Publisher: Princeton University Press, Princeton

Publication Year: 2021

Binding: Hardback

Page Count: 272

ISBN Number: 9780691209661

Price: £ 9.99

Birdpedia: A Brief Compendium of Avian Lore

Birdpedia is an eclectic and entertaining read. It follows an A–Z format, taking the reader from ‘Abundance’ to ‘Zugenruhe’. Along the way, we learn about everything from ornithological pioneers and poetry, to bird evolution, physiology, taxonomy, behaviour, the many threats that have faced birds in the past and those they continue to face today.

The style is conversational, with a good dose of humour. Readers will find sections on ‘Air Conditioning (Do Birds Sweat?)’ and ‘Jizz (Not What You’re Thinking)’, and if you’ve ever wanted to know the answer to questions like whether birds fart, then this is the book for you! There are several quirky ideas that stuck in my mind, like the author’s suggestion that the Pliocene would be the best time in the planet’s past for a birder to visit if time machines should ever be invented, with up to 150,000 potential ticks! These more off-the-cuff excepts are balanced by serious and academic entries, and this book is packed full of information, presented in a wonderfully accessible way.

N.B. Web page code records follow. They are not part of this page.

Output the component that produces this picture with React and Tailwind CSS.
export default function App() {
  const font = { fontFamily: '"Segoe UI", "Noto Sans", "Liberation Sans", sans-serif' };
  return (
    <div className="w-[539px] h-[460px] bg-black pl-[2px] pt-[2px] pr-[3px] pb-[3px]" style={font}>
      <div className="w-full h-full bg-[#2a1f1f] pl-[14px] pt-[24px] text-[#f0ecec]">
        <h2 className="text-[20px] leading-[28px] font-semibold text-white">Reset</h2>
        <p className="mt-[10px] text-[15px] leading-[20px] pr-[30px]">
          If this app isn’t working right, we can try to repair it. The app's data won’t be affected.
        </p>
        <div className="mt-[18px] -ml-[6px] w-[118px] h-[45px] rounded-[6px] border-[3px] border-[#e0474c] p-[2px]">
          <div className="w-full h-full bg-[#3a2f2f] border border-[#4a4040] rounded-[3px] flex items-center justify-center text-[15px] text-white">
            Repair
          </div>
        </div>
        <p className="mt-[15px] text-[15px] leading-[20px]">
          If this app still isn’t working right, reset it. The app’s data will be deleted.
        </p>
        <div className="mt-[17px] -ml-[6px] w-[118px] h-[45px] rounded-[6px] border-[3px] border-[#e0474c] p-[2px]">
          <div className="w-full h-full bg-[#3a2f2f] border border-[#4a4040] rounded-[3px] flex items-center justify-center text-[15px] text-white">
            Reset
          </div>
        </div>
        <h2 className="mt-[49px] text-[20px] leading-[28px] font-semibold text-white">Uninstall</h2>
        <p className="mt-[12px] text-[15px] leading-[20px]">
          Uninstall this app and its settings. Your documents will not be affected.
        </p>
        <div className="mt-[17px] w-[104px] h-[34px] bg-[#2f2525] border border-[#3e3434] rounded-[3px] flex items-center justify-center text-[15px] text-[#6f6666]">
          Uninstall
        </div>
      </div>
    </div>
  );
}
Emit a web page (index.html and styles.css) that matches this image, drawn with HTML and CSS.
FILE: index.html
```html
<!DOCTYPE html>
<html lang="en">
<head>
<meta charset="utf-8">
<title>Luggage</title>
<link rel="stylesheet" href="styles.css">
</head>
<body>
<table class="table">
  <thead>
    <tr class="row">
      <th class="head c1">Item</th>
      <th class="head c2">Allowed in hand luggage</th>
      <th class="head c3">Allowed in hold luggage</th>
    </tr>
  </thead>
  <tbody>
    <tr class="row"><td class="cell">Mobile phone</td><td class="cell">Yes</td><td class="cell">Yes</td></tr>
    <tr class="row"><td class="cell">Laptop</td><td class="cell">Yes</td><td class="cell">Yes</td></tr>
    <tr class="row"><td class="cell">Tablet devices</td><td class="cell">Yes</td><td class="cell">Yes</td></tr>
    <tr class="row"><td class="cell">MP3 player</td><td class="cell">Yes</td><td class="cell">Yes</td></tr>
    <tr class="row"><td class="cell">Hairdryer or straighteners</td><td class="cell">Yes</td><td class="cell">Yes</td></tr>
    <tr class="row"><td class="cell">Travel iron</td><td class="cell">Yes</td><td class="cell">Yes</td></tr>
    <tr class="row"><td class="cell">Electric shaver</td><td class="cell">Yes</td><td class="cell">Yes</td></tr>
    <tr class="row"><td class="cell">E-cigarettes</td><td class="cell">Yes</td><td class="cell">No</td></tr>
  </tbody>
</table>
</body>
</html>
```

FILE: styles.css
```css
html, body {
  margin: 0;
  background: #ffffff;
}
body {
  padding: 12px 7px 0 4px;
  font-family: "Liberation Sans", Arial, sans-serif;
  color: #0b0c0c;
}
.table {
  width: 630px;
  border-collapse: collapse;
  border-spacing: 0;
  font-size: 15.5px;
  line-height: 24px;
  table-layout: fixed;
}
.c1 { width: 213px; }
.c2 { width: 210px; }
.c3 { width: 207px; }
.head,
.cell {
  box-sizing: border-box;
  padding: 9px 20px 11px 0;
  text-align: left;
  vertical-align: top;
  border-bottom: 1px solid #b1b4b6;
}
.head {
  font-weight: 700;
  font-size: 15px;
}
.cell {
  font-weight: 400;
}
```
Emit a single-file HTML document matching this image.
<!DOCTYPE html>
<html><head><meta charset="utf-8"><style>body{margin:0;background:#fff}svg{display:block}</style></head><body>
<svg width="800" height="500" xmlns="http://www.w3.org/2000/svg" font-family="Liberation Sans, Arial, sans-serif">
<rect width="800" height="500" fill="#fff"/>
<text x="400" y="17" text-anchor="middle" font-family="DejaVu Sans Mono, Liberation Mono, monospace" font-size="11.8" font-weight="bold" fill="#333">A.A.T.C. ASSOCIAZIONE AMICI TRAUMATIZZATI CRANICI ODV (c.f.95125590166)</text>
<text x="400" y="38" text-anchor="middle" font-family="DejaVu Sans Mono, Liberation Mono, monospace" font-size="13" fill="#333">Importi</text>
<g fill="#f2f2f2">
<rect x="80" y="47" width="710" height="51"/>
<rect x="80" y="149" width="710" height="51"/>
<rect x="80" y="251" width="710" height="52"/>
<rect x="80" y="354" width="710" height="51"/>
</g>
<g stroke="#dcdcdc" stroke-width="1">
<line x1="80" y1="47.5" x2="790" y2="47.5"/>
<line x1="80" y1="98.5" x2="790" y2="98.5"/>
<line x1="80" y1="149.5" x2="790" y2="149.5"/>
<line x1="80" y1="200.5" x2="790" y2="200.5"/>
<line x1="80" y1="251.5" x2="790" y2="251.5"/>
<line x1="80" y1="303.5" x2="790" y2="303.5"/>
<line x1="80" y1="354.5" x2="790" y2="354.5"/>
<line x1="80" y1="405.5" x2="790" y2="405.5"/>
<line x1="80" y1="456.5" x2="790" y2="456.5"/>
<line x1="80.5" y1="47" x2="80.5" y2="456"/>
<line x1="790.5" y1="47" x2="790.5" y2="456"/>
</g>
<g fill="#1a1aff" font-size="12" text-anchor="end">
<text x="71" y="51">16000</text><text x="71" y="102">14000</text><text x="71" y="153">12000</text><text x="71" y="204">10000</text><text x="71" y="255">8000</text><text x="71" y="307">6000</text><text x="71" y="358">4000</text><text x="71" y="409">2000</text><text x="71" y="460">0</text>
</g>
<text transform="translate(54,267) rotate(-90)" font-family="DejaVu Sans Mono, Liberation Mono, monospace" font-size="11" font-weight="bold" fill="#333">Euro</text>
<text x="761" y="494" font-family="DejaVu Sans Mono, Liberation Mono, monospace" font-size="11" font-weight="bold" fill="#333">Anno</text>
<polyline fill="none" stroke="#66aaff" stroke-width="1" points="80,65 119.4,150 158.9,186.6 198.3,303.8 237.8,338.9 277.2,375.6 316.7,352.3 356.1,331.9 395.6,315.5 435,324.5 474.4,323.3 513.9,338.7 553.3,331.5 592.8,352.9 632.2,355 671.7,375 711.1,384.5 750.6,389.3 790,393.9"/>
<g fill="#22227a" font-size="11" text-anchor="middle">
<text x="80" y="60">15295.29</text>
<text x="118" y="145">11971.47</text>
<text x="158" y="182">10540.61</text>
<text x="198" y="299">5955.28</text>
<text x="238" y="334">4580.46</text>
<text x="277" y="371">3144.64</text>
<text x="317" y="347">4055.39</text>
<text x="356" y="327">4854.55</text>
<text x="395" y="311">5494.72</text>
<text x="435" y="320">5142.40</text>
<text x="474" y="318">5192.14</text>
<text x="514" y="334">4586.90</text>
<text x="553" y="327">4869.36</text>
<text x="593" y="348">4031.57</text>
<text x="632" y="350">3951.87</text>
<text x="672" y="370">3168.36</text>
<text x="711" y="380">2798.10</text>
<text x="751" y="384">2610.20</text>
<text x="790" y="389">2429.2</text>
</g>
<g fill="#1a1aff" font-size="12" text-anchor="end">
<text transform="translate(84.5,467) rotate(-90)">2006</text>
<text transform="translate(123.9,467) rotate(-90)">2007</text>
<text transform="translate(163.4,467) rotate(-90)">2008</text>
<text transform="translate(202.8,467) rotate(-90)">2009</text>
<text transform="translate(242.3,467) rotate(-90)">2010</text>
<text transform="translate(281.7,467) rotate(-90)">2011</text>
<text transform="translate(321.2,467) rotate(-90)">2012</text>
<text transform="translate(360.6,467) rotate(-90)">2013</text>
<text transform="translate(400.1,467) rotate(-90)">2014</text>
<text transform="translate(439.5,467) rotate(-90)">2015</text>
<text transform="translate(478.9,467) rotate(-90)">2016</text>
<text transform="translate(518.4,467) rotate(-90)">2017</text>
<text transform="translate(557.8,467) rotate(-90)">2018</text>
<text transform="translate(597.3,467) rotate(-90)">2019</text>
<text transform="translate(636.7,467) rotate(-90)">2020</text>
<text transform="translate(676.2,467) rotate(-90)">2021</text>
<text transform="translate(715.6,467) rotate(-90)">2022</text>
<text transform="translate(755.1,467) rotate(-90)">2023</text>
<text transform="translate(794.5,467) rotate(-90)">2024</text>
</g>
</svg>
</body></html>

As the author is American, it’s unsurprising that book feels US-centric. The units given for facts like the largest birds are all imperial in the first instance, many of the ornithologists mentioned worked on the other side of the Atlantic, and the sections on folklore similarly focus on that region (all 60-odd colloquial names for the Ruddy Duck are listed in one chapter, for example). However, that does not give it a parochial feel, and the book should appeal to people interested in birds no matter where they happen to live.

The book itself is pocket-sized, should you ever wish to carry it around and dip in and out of the fantastic facts contained in its pages. Its words are complemented by charming sketches by Abby McBride, which further broaden its appeal. If you’re looking for a light-hearted yet informative Christmas present for a bird-loving friend or family member this year, then you won’t go too far wrong with Birdpedia.